A serial cheater seems about right with her. Now myself I use to take pride saying I've never cheated nor would I ever. In all honesty I've told myself we're not even together anymore. We don't have any contact with each other. No hugging, no kissing, obviously no sex for a year now as well.

 

The only thing I feel bad about is my son in this situation. I don't want to make the mistake my father did with his kids. I try to learn from the past. I don't want him growing up hating me because I left his mother. I'm not really a bad guy deep down, but I am so tired of always being hurt and always being a doormat. I just feel like I'm the bad guy because I'm finally tired of her BS and don't know how to deal with it.

  • Author
Posted

nobody else has any insight?

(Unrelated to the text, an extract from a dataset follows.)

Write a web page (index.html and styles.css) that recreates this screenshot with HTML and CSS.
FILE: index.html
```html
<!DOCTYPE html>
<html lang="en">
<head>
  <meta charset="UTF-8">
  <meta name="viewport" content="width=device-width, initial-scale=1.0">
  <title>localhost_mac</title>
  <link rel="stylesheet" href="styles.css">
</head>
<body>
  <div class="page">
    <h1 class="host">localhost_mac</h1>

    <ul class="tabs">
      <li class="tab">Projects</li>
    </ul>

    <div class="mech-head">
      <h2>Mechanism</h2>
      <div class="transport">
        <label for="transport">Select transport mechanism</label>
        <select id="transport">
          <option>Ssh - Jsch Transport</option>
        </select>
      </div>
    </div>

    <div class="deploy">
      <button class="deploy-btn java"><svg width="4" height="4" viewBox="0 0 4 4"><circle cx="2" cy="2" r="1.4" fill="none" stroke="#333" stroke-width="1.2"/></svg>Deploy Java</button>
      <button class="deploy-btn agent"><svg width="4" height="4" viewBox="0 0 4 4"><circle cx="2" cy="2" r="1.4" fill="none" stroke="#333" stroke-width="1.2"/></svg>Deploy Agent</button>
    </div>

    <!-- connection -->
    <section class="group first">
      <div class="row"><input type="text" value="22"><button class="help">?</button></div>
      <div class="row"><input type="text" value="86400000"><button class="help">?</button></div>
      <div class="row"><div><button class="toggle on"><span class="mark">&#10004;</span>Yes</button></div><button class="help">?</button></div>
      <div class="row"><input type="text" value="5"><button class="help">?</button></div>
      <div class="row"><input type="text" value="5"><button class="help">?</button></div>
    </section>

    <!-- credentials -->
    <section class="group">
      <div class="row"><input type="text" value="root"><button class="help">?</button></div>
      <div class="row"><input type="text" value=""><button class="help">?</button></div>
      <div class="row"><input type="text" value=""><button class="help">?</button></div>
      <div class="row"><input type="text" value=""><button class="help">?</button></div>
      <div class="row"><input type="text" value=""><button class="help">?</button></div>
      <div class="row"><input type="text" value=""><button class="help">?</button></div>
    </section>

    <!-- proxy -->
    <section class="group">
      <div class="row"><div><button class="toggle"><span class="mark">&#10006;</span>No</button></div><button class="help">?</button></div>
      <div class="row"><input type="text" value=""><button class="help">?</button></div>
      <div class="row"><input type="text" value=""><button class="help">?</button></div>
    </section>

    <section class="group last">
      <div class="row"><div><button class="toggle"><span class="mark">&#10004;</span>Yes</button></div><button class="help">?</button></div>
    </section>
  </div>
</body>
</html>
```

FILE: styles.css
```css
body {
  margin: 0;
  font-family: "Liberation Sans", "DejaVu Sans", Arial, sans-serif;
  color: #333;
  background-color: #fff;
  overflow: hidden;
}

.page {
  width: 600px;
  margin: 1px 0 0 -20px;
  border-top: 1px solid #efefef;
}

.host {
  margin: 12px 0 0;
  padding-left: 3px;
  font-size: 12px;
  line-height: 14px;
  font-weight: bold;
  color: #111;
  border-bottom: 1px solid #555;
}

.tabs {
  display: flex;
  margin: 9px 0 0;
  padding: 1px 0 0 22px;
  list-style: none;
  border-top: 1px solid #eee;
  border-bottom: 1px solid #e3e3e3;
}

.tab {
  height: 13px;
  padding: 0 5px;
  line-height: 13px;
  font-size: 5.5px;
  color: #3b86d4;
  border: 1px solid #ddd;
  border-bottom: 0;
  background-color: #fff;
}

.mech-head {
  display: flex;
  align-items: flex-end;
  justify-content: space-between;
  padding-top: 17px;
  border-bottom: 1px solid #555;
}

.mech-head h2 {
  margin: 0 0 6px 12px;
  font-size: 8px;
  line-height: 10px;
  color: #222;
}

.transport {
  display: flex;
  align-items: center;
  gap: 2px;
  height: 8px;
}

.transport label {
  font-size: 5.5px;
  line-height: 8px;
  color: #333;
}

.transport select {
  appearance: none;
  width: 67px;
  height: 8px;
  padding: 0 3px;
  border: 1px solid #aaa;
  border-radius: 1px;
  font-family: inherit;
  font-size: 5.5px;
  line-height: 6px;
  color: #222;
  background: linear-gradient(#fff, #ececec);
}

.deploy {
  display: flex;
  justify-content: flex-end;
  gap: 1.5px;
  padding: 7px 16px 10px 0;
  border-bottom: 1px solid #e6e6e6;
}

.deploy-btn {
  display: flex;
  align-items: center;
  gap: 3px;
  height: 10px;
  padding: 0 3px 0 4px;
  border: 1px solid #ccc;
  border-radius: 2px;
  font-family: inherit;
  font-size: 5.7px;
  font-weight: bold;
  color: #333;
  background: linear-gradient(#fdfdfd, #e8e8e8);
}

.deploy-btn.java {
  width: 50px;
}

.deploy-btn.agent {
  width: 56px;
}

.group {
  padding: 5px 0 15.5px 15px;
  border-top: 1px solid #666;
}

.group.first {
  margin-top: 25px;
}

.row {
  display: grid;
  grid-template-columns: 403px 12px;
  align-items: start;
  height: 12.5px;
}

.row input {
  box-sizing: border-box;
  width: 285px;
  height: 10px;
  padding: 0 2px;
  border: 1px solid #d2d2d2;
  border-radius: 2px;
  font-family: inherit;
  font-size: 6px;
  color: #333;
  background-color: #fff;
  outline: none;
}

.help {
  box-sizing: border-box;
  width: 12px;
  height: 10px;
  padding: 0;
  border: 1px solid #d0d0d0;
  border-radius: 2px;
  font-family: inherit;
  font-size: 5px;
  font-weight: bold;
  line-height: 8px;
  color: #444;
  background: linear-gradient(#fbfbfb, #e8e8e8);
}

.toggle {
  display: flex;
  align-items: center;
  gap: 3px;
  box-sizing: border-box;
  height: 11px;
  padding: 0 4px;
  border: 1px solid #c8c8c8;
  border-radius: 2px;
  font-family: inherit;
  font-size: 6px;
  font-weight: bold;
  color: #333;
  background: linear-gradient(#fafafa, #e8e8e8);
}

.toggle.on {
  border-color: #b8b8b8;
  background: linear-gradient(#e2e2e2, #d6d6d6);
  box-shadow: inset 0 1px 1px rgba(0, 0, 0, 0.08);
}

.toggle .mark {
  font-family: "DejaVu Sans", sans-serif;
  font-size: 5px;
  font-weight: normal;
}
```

I am totally lost and no idea what to do. Also I must say she was also having another EA on the phone with a guy she met online as well only a few months back. Since then they had a fight and have had no contact with each other. I caught her when I set up a tape recorder and left the house. I played it back and heard how she was talking to him. It just won't stop I don't think. She needs attention from every guy she talks to it seems.

Posted

Nobody is adding to give advice because the comments made are enough.

 

This woman is no good. You've been told "our" opinion. I would cut my losses with this woman for the good of your sanity and providing your children a better life. This woman as a deep emotional hole and you are not going to fill it. I don't think any man can.

 

I feel sorry for the way she has humiliated you but the path your on is no good too. Divorce/Seperate NOW!